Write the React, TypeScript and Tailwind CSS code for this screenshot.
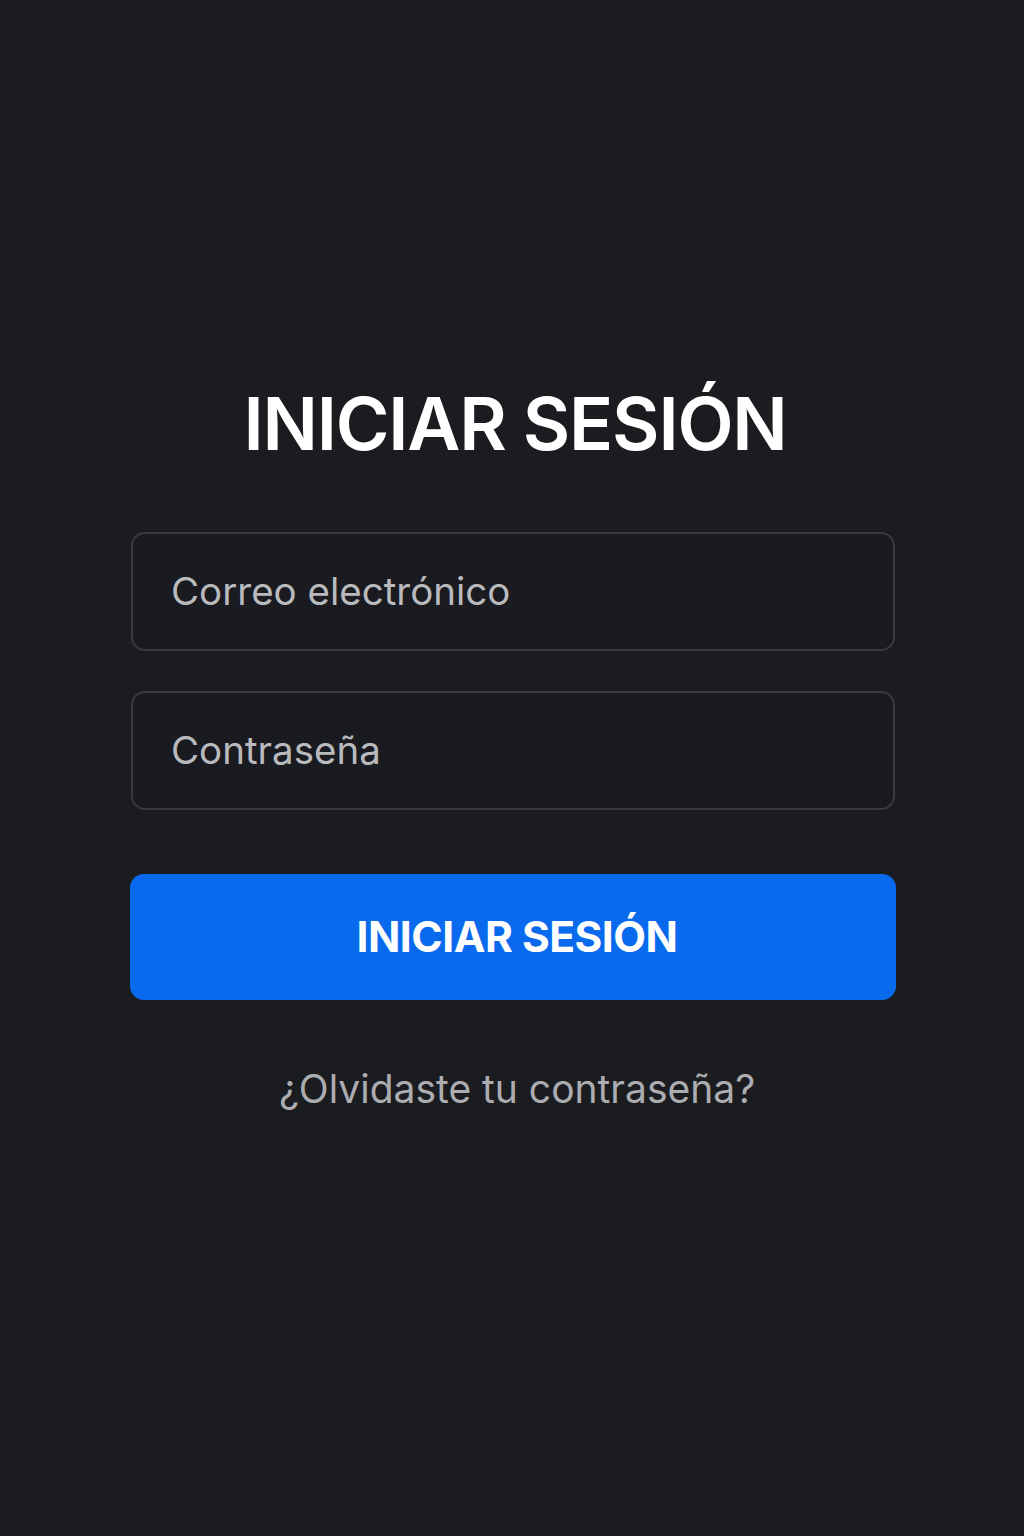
export default function App() {
  return (
    <div
      className="min-h-[1536px] w-full bg-[#1b1c20] flex flex-col items-center"
      style={{ fontFamily: 'Inter, "Noto Sans", sans-serif' }}
    >
      <div className="w-[766px] ml-[2px] flex flex-col items-stretch pt-[376px]">
        <h1 className="text-center text-white font-semibold text-[73px] leading-[96px] tracking-[-1.2px] pl-[4px]">
          INICIAR SESIÓN
        </h1>
        <div className="mt-[60px] flex flex-col gap-[40px]">
          <div className="h-[119px] mx-[1px] rounded-[14px] border-2 border-[#393a3f] bg-[#1a1b20] flex items-center px-[38px]">
            <span className="text-[38.5px] text-[#b9babe]">Correo electrónico</span>
          </div>
          <div className="h-[119px] mx-[1px] rounded-[14px] border-2 border-[#393a3f] bg-[#1a1b20] flex items-center px-[38px]">
            <span className="text-[38.5px] text-[#b9babe]">Contraseña</span>
          </div>
        </div>
        <button className="mt-[64px] h-[126px] rounded-[14px] bg-[#0a6aed] flex items-center justify-center pl-[8px]">
          <span className="text-white font-bold text-[42.5px] tracking-[-0.5px]">INICIAR SESIÓN</span>
        </button>
        <div className="mt-[60px] text-center text-[39px] text-[#acadb1] pl-[8px]">¿Olvidaste tu contraseña?</div>
      </div>
    </div>
  );
}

■ ■ ■ ■ ■

**Exercise directions:**
Return the listing above unchanged, apart from dropping its pictures.

**Task answer:**
Write the React, TypeScript and Tailwind CSS code for this screenshot.
export default function App() {
  return (
    <div
      className="min-h-[1536px] w-full bg-[#1b1c20] flex flex-col items-center"
      style={{ fontFamily: 'Inter, "Noto Sans", sans-serif' }}
    >
      <div className="w-[766px] ml-[2px] flex flex-col items-stretch pt-[376px]">
        <h1 className="text-center text-white font-semibold text-[73px] leading-[96px] tracking-[-1.2px] pl-[4px]">
          INICIAR SESIÓN
        </h1>
        <div className="mt-[60px] flex flex-col gap-[40px]">
          <div className="h-[119px] mx-[1px] rounded-[14px] border-2 border-[#393a3f] bg-[#1a1b20] flex items-center px-[38px]">
            <span className="text-[38.5px] text-[#b9babe]">Correo electrónico</span>
          </div>
          <div className="h-[119px] mx-[1px] rounded-[14px] border-2 border-[#393a3f] bg-[#1a1b20] flex items-center px-[38px]">
            <span className="text-[38.5px] text-[#b9babe]">Contraseña</span>
          </div>
        </div>
        <button className="mt-[64px] h-[126px] rounded-[14px] bg-[#0a6aed] flex items-center justify-center pl-[8px]">
          <span className="text-white font-bold text-[42.5px] tracking-[-0.5px]">INICIAR SESIÓN</span>
        </button>
        <div className="mt-[60px] text-center text-[39px] text-[#acadb1] pl-[8px]">¿Olvidaste tu contraseña?</div>
      </div>
    </div>
  );
}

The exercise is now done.